Exercise goal: Please retype the data in full and exactly; the pictures are not part of the copy.

Source excerpt:
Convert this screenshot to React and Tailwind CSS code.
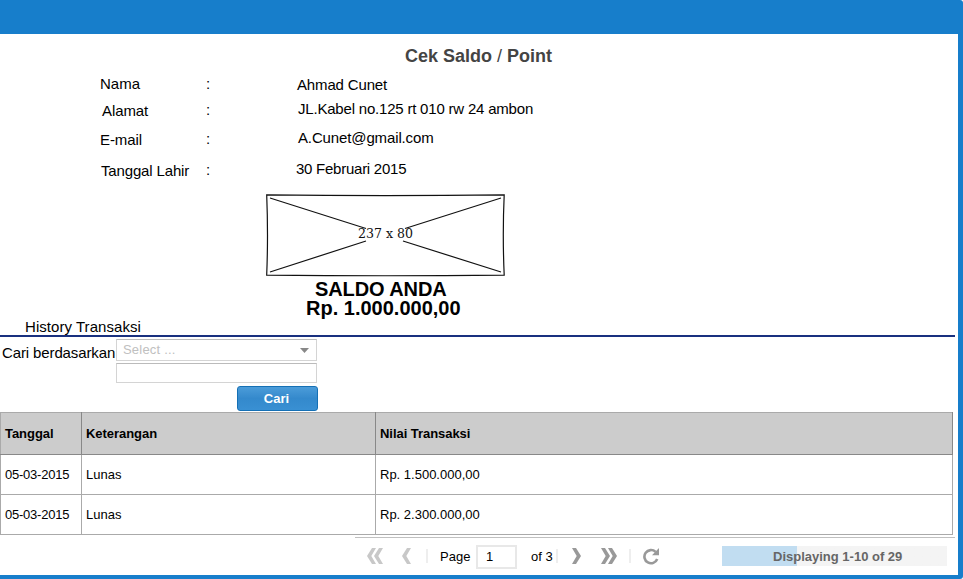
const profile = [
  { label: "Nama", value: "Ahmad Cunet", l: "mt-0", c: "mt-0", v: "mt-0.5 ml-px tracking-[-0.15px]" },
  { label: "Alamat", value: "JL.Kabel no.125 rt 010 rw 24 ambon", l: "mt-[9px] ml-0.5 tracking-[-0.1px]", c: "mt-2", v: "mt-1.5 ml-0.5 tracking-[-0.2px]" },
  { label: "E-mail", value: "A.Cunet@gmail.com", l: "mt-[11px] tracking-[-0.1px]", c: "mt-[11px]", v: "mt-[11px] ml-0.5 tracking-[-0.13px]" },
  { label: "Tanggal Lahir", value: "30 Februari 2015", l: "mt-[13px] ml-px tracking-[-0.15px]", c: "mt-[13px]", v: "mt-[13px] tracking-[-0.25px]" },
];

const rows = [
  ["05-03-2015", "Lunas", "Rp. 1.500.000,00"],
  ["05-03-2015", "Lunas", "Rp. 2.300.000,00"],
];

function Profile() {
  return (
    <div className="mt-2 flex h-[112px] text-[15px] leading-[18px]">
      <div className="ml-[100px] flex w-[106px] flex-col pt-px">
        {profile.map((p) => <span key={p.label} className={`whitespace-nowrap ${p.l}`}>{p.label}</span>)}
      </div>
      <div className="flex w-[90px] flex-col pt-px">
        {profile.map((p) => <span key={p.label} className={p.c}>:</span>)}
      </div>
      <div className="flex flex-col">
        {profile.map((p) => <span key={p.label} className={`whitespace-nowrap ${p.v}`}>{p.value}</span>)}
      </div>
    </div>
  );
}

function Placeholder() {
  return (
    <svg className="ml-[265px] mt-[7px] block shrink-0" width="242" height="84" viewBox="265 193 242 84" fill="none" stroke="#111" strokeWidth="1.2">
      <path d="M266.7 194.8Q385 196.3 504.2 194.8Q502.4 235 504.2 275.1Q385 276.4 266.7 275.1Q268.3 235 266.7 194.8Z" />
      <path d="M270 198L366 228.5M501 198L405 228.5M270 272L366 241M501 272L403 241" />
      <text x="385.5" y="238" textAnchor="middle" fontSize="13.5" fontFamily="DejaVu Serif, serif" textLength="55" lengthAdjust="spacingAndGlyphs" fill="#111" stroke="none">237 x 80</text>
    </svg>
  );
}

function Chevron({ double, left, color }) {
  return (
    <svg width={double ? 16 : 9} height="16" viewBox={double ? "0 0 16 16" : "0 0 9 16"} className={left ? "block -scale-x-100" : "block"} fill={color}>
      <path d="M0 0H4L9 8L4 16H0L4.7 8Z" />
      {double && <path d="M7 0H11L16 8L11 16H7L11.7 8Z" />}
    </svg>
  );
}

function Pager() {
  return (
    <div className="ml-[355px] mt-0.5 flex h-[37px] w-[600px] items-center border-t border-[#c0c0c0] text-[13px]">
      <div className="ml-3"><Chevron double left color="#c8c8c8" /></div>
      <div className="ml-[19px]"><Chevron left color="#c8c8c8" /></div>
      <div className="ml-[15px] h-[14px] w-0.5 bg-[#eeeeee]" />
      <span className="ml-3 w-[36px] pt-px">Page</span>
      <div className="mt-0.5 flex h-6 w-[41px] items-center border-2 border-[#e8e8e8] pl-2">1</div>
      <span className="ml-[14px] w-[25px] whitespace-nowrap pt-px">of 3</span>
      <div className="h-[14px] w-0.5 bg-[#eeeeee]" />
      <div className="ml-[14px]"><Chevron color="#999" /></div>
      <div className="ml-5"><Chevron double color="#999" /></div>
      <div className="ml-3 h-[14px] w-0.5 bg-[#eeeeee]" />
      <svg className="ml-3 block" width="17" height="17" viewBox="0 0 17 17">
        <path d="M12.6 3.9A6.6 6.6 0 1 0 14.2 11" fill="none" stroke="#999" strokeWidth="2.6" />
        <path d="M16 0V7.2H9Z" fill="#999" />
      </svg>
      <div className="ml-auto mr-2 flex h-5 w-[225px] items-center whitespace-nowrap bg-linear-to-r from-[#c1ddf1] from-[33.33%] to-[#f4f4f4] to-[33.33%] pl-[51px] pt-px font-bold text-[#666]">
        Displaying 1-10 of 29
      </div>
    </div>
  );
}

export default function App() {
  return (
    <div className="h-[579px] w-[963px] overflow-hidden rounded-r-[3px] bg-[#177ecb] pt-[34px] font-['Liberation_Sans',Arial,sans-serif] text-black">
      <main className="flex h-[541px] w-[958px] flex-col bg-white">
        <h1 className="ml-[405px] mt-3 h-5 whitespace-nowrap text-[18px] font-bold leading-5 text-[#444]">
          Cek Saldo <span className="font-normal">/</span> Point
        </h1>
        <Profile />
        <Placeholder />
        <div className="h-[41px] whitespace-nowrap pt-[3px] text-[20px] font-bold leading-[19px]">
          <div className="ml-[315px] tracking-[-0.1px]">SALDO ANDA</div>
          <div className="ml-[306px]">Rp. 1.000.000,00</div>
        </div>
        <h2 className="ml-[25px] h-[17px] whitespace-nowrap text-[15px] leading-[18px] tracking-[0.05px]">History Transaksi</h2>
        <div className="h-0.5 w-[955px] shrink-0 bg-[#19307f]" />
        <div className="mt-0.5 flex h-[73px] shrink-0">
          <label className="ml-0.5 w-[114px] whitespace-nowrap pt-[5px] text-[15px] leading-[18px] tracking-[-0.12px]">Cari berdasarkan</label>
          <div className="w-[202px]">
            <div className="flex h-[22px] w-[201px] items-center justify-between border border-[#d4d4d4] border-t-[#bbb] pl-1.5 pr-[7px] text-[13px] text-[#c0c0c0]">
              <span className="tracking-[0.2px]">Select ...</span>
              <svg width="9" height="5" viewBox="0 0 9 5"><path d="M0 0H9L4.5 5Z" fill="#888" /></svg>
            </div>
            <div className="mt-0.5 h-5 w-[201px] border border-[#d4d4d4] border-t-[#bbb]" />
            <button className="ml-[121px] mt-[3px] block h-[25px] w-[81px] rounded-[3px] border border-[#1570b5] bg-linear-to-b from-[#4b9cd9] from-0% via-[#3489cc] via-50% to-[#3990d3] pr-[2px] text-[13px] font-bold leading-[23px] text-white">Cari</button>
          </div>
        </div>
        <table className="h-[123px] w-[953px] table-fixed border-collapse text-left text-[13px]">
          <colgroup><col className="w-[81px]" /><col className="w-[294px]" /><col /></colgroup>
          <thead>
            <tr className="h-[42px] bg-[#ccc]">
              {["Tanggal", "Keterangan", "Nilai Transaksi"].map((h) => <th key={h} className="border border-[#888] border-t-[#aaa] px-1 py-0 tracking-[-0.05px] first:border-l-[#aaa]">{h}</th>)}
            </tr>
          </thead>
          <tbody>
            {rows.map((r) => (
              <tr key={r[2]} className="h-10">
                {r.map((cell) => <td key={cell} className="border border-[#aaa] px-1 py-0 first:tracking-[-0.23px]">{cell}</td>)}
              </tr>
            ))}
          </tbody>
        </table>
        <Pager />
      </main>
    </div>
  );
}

Result of the task:
Convert this screenshot to React and Tailwind CSS code.
const profile = [
  { label: "Nama", value: "Ahmad Cunet", l: "mt-0", c: "mt-0", v: "mt-0.5 ml-px tracking-[-0.15px]" },
  { label: "Alamat", value: "JL.Kabel no.125 rt 010 rw 24 ambon", l: "mt-[9px] ml-0.5 tracking-[-0.1px]", c: "mt-2", v: "mt-1.5 ml-0.5 tracking-[-0.2px]" },
  { label: "E-mail", value: "A.Cunet@gmail.com", l: "mt-[11px] tracking-[-0.1px]", c: "mt-[11px]", v: "mt-[11px] ml-0.5 tracking-[-0.13px]" },
  { label: "Tanggal Lahir", value: "30 Februari 2015", l: "mt-[13px] ml-px tracking-[-0.15px]", c: "mt-[13px]", v: "mt-[13px] tracking-[-0.25px]" },
];

const rows = [
  ["05-03-2015", "Lunas", "Rp. 1.500.000,00"],
  ["05-03-2015", "Lunas", "Rp. 2.300.000,00"],
];

function Profile() {
  return (
    <div className="mt-2 flex h-[112px] text-[15px] leading-[18px]">
      <div className="ml-[100px] flex w-[106px] flex-col pt-px">
        {profile.map((p) => <span key={p.label} className={`whitespace-nowrap ${p.l}`}>{p.label}</span>)}
      </div>
      <div className="flex w-[90px] flex-col pt-px">
        {profile.map((p) => <span key={p.label} className={p.c}>:</span>)}
      </div>
      <div className="flex flex-col">
        {profile.map((p) => <span key={p.label} className={`whitespace-nowrap ${p.v}`}>{p.value}</span>)}
      </div>
    </div>
  );
}

function Placeholder() {
  return (
    <svg className="ml-[265px] mt-[7px] block shrink-0" width="242" height="84" viewBox="265 193 242 84" fill="none" stroke="#111" strokeWidth="1.2">
      <path d="M266.7 194.8Q385 196.3 504.2 194.8Q502.4 235 504.2 275.1Q385 276.4 266.7 275.1Q268.3 235 266.7 194.8Z" />
      <path d="M270 198L366 228.5M501 198L405 228.5M270 272L366 241M501 272L403 241" />
      <text x="385.5" y="238" textAnchor="middle" fontSize="13.5" fontFamily="DejaVu Serif, serif" textLength="55" lengthAdjust="spacingAndGlyphs" fill="#111" stroke="none">237 x 80</text>
    </svg>
  );
}

function Chevron({ double, left, color }) {
  return (
    <svg width={double ? 16 : 9} height="16" viewBox={double ? "0 0 16 16" : "0 0 9 16"} className={left ? "block -scale-x-100" : "block"} fill={color}>
      <path d="M0 0H4L9 8L4 16H0L4.7 8Z" />
      {double && <path d="M7 0H11L16 8L11 16H7L11.7 8Z" />}
    </svg>
  );
}

function Pager() {
  return (
    <div className="ml-[355px] mt-0.5 flex h-[37px] w-[600px] items-center border-t border-[#c0c0c0] text-[13px]">
      <div className="ml-3"><Chevron double left color="#c8c8c8" /></div>
      <div className="ml-[19px]"><Chevron left color="#c8c8c8" /></div>
      <div className="ml-[15px] h-[14px] w-0.5 bg-[#eeeeee]" />
      <span className="ml-3 w-[36px] pt-px">Page</span>
      <div className="mt-0.5 flex h-6 w-[41px] items-center border-2 border-[#e8e8e8] pl-2">1</div>
      <span className="ml-[14px] w-[25px] whitespace-nowrap pt-px">of 3</span>
      <div className="h-[14px] w-0.5 bg-[#eeeeee]" />
      <div className="ml-[14px]"><Chevron color="#999" /></div>
      <div className="ml-5"><Chevron double color="#999" /></div>
      <div className="ml-3 h-[14px] w-0.5 bg-[#eeeeee]" />
      <svg className="ml-3 block" width="17" height="17" viewBox="0 0 17 17">
        <path d="M12.6 3.9A6.6 6.6 0 1 0 14.2 11" fill="none" stroke="#999" strokeWidth="2.6" />
        <path d="M16 0V7.2H9Z" fill="#999" />
      </svg>
      <div className="ml-auto mr-2 flex h-5 w-[225px] items-center whitespace-nowrap bg-linear-to-r from-[#c1ddf1] from-[33.33%] to-[#f4f4f4] to-[33.33%] pl-[51px] pt-px font-bold text-[#666]">
        Displaying 1-10 of 29
      </div>
    </div>
  );
}

export default function App() {
  return (
    <div className="h-[579px] w-[963px] overflow-hidden rounded-r-[3px] bg-[#177ecb] pt-[34px] font-['Liberation_Sans',Arial,sans-serif] text-black">
      <main className="flex h-[541px] w-[958px] flex-col bg-white">
        <h1 className="ml-[405px] mt-3 h-5 whitespace-nowrap text-[18px] font-bold leading-5 text-[#444]">
          Cek Saldo <span className="font-normal">/</span> Point
        </h1>
        <Profile />
        <Placeholder />
        <div className="h-[41px] whitespace-nowrap pt-[3px] text-[20px] font-bold leading-[19px]">
          <div className="ml-[315px] tracking-[-0.1px]">SALDO ANDA</div>
          <div className="ml-[306px]">Rp. 1.000.000,00</div>
        </div>
        <h2 className="ml-[25px] h-[17px] whitespace-nowrap text-[15px] leading-[18px] tracking-[0.05px]">History Transaksi</h2>
        <div className="h-0.5 w-[955px] shrink-0 bg-[#19307f]" />
        <div className="mt-0.5 flex h-[73px] shrink-0">
          <label className="ml-0.5 w-[114px] whitespace-nowrap pt-[5px] text-[15px] leading-[18px] tracking-[-0.12px]">Cari berdasarkan</label>
          <div className="w-[202px]">
            <div className="flex h-[22px] w-[201px] items-center justify-between border border-[#d4d4d4] border-t-[#bbb] pl-1.5 pr-[7px] text-[13px] text-[#c0c0c0]">
              <span className="tracking-[0.2px]">Select ...</span>
              <svg width="9" height="5" viewBox="0 0 9 5"><path d="M0 0H9L4.5 5Z" fill="#888" /></svg>
            </div>
            <div className="mt-0.5 h-5 w-[201px] border border-[#d4d4d4] border-t-[#bbb]" />
            <button className="ml-[121px] mt-[3px] block h-[25px] w-[81px] rounded-[3px] border border-[#1570b5] bg-linear-to-b from-[#4b9cd9] from-0% via-[#3489cc] via-50% to-[#3990d3] pr-[2px] text-[13px] font-bold leading-[23px] text-white">Cari</button>
          </div>
        </div>
        <table className="h-[123px] w-[953px] table-fixed border-collapse text-left text-[13px]">
          <colgroup><col className="w-[81px]" /><col className="w-[294px]" /><col /></colgroup>
          <thead>
            <tr className="h-[42px] bg-[#ccc]">
              {["Tanggal", "Keterangan", "Nilai Transaksi"].map((h) => <th key={h} className="border border-[#888] border-t-[#aaa] px-1 py-0 tracking-[-0.05px] first:border-l-[#aaa]">{h}</th>)}
            </tr>
          </thead>
          <tbody>
            {rows.map((r) => (
              <tr key={r[2]} className="h-10">
                {r.map((cell) => <td key={cell} className="border border-[#aaa] px-1 py-0 first:tracking-[-0.23px]">{cell}</td>)}
              </tr>
            ))}
          </tbody>
        </table>
        <Pager />
      </main>
    </div>
  );
}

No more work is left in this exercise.